Preparation time is 10 min
4 slice • bread
1 • butter (just enough to coat bread slices)
1 • banana
2 slice • cheese of your choice (use yellow american)
Spread butter (or butter equivalent) on one side of all the bread slices. (if you don't mind calories, butter both sides of every slice. that's how us brazilians do it in my house)
Slice the banana in half and then slice each half long ways into about 4 even slices
Place banana slices on unbuttered side of bread and place cheese on banana.
Put the top slice of bread on, buttered side facing out.
Repeat steps to make 2nd sandwich.
Heat up flat top until drop of water evaporates quickly (a large skillet will work too) add sandwich and reduce heat to medium- high. Sing a spatula, push the sandwich down when you don't hear as much sizzling.
When you hear no more sizzling and the bottom is golden, flip it! squish down again. the point is to make the sandwich as flat as you can.
The sandwich is done when the banana is well and melted, and the outsides are golden and crispy.
Some people like more or less banana.
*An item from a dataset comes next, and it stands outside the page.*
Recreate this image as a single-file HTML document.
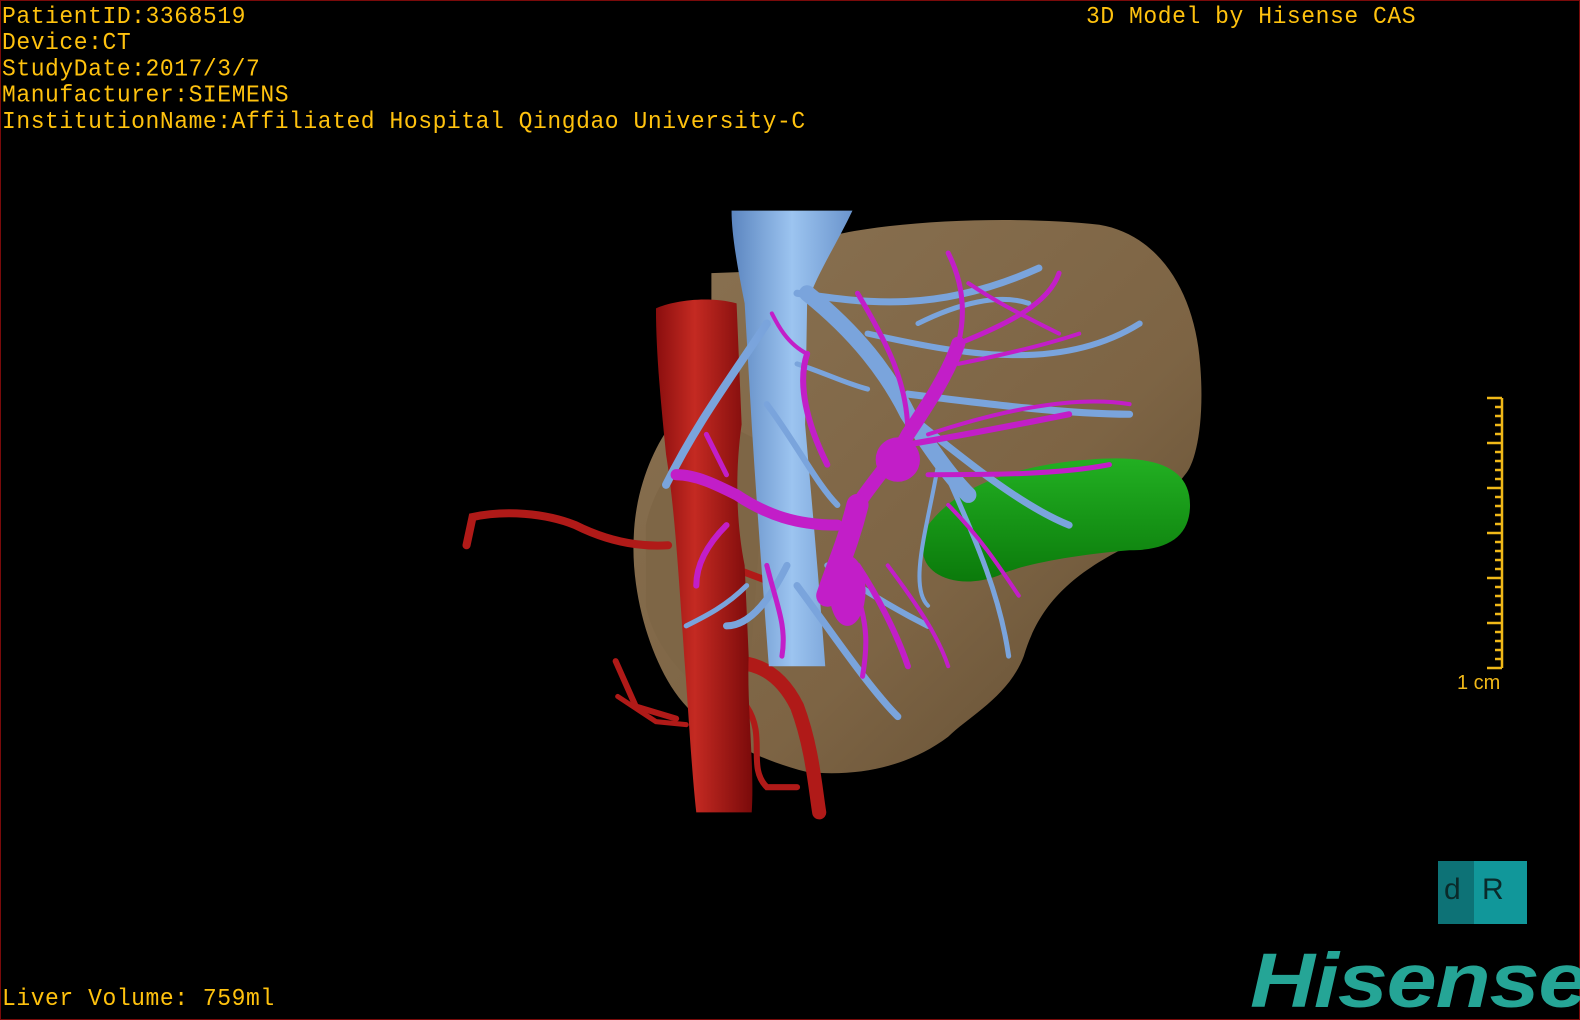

It will take some experimenting to discover how you like it best.

10. Mandioca Frita: More like french fires these are fried yucca sticks.

* 450g/1lb Cassava (manioc, Yucca)
* Water
* Salt
* Vegetable Oil for deep-frying
* Garlic or Onion Salt to serve
1. Peel the cassava and cut into 12mm/½ inch wedges. Place the cassava and salt in a large saucepan with plenty of water, bring to the boil then cook for 20-30 minutes or until tender.
2. Preheat the oil to 180C/350F.
3. Drain the cooked cassava well and dry on kitchen paper.
4. Deep fry in batches for 2-3 minutes until golden brown.
5. Drain on kitchen paper and sprinkle with a little garlic salt. Serve immediately.